** START OF Data entries **

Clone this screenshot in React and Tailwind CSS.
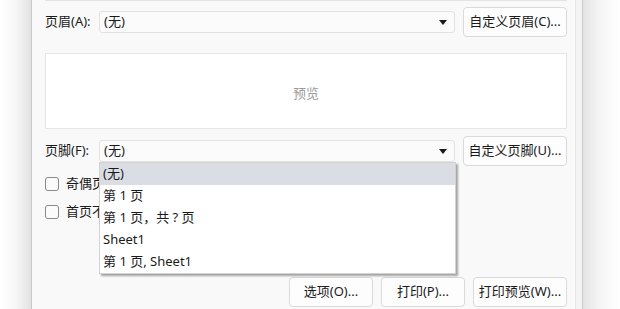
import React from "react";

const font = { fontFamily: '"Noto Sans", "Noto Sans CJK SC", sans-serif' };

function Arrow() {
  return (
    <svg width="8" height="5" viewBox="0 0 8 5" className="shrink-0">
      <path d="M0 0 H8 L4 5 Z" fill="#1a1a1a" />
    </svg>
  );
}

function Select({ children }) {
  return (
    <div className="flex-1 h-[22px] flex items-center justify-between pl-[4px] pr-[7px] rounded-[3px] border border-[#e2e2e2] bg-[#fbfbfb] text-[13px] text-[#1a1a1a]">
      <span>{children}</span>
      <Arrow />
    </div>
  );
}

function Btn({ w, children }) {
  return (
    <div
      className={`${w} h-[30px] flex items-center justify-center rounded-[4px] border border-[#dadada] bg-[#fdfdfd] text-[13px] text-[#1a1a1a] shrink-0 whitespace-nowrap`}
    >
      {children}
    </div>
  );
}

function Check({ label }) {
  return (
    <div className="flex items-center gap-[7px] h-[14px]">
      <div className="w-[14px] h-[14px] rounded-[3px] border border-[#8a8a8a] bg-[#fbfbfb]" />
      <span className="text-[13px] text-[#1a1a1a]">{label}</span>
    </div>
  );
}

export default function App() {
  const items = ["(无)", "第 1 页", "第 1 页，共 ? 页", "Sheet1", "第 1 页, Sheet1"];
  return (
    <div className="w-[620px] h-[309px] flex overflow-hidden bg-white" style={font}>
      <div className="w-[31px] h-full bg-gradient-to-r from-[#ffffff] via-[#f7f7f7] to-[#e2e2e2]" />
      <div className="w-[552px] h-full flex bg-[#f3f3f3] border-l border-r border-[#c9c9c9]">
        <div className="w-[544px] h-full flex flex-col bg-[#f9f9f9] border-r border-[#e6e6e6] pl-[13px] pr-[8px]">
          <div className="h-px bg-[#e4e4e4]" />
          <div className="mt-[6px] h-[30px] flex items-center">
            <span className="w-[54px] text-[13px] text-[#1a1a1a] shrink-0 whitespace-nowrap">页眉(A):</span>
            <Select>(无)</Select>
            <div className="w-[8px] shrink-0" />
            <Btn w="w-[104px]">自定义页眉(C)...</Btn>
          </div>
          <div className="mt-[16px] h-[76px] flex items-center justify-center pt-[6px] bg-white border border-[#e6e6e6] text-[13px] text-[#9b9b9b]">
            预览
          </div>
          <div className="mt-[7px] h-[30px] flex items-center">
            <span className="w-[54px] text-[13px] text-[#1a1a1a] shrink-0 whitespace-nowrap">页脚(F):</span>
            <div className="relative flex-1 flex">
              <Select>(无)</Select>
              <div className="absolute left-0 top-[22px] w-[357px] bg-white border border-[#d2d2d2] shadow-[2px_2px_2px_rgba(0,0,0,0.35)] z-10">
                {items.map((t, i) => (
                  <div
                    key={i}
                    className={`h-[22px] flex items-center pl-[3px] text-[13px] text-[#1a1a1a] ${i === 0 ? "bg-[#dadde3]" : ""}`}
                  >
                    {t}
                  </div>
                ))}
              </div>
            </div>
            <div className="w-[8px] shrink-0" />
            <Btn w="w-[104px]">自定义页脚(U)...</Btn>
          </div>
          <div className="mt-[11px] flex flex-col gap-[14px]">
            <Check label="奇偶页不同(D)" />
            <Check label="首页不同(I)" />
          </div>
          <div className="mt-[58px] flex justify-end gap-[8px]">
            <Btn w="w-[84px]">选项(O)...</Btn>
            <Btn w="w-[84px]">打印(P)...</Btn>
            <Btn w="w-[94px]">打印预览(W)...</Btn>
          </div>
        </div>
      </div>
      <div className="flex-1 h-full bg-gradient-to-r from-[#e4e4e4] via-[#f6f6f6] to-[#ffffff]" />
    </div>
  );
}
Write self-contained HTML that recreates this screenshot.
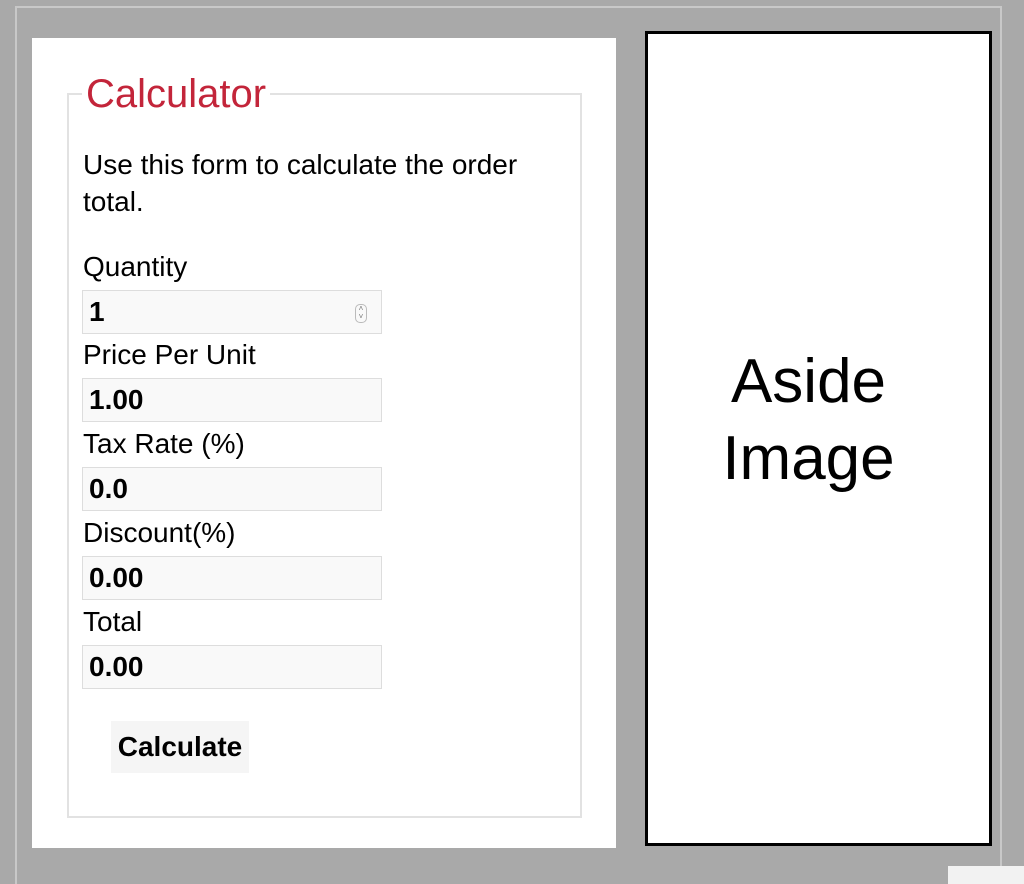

** END OF Data entries **

■ **Written problem**: Write the lines above out again exactly, without any of their pictures.

■ **Answer to the exercise**:
Clone this screenshot in React and Tailwind CSS.
import React from "react";

const font = { fontFamily: '"Noto Sans", "Noto Sans CJK SC", sans-serif' };

function Arrow() {
  return (
    <svg width="8" height="5" viewBox="0 0 8 5" className="shrink-0">
      <path d="M0 0 H8 L4 5 Z" fill="#1a1a1a" />
    </svg>
  );
}

function Select({ children }) {
  return (
    <div className="flex-1 h-[22px] flex items-center justify-between pl-[4px] pr-[7px] rounded-[3px] border border-[#e2e2e2] bg-[#fbfbfb] text-[13px] text-[#1a1a1a]">
      <span>{children}</span>
      <Arrow />
    </div>
  );
}

function Btn({ w, children }) {
  return (
    <div
      className={`${w} h-[30px] flex items-center justify-center rounded-[4px] border border-[#dadada] bg-[#fdfdfd] text-[13px] text-[#1a1a1a] shrink-0 whitespace-nowrap`}
    >
      {children}
    </div>
  );
}

function Check({ label }) {
  return (
    <div className="flex items-center gap-[7px] h-[14px]">
      <div className="w-[14px] h-[14px] rounded-[3px] border border-[#8a8a8a] bg-[#fbfbfb]" />
      <span className="text-[13px] text-[#1a1a1a]">{label}</span>
    </div>
  );
}

export default function App() {
  const items = ["(无)", "第 1 页", "第 1 页，共 ? 页", "Sheet1", "第 1 页, Sheet1"];
  return (
    <div className="w-[620px] h-[309px] flex overflow-hidden bg-white" style={font}>
      <div className="w-[31px] h-full bg-gradient-to-r from-[#ffffff] via-[#f7f7f7] to-[#e2e2e2]" />
      <div className="w-[552px] h-full flex bg-[#f3f3f3] border-l border-r border-[#c9c9c9]">
        <div className="w-[544px] h-full flex flex-col bg-[#f9f9f9] border-r border-[#e6e6e6] pl-[13px] pr-[8px]">
          <div className="h-px bg-[#e4e4e4]" />
          <div className="mt-[6px] h-[30px] flex items-center">
            <span className="w-[54px] text-[13px] text-[#1a1a1a] shrink-0 whitespace-nowrap">页眉(A):</span>
            <Select>(无)</Select>
            <div className="w-[8px] shrink-0" />
            <Btn w="w-[104px]">自定义页眉(C)...</Btn>
          </div>
          <div className="mt-[16px] h-[76px] flex items-center justify-center pt-[6px] bg-white border border-[#e6e6e6] text-[13px] text-[#9b9b9b]">
            预览
          </div>
          <div className="mt-[7px] h-[30px] flex items-center">
            <span className="w-[54px] text-[13px] text-[#1a1a1a] shrink-0 whitespace-nowrap">页脚(F):</span>
            <div className="relative flex-1 flex">
              <Select>(无)</Select>
              <div className="absolute left-0 top-[22px] w-[357px] bg-white border border-[#d2d2d2] shadow-[2px_2px_2px_rgba(0,0,0,0.35)] z-10">
                {items.map((t, i) => (
                  <div
                    key={i}
                    className={`h-[22px] flex items-center pl-[3px] text-[13px] text-[#1a1a1a] ${i === 0 ? "bg-[#dadde3]" : ""}`}
                  >
                    {t}
                  </div>
                ))}
              </div>
            </div>
            <div className="w-[8px] shrink-0" />
            <Btn w="w-[104px]">自定义页脚(U)...</Btn>
          </div>
          <div className="mt-[11px] flex flex-col gap-[14px]">
            <Check label="奇偶页不同(D)" />
            <Check label="首页不同(I)" />
          </div>
          <div className="mt-[58px] flex justify-end gap-[8px]">
            <Btn w="w-[84px]">选项(O)...</Btn>
            <Btn w="w-[84px]">打印(P)...</Btn>
            <Btn w="w-[94px]">打印预览(W)...</Btn>
          </div>
        </div>
      </div>
      <div className="flex-1 h-full bg-gradient-to-r from-[#e4e4e4] via-[#f6f6f6] to-[#ffffff]" />
    </div>
  );
}
Write self-contained HTML that recreates this screenshot.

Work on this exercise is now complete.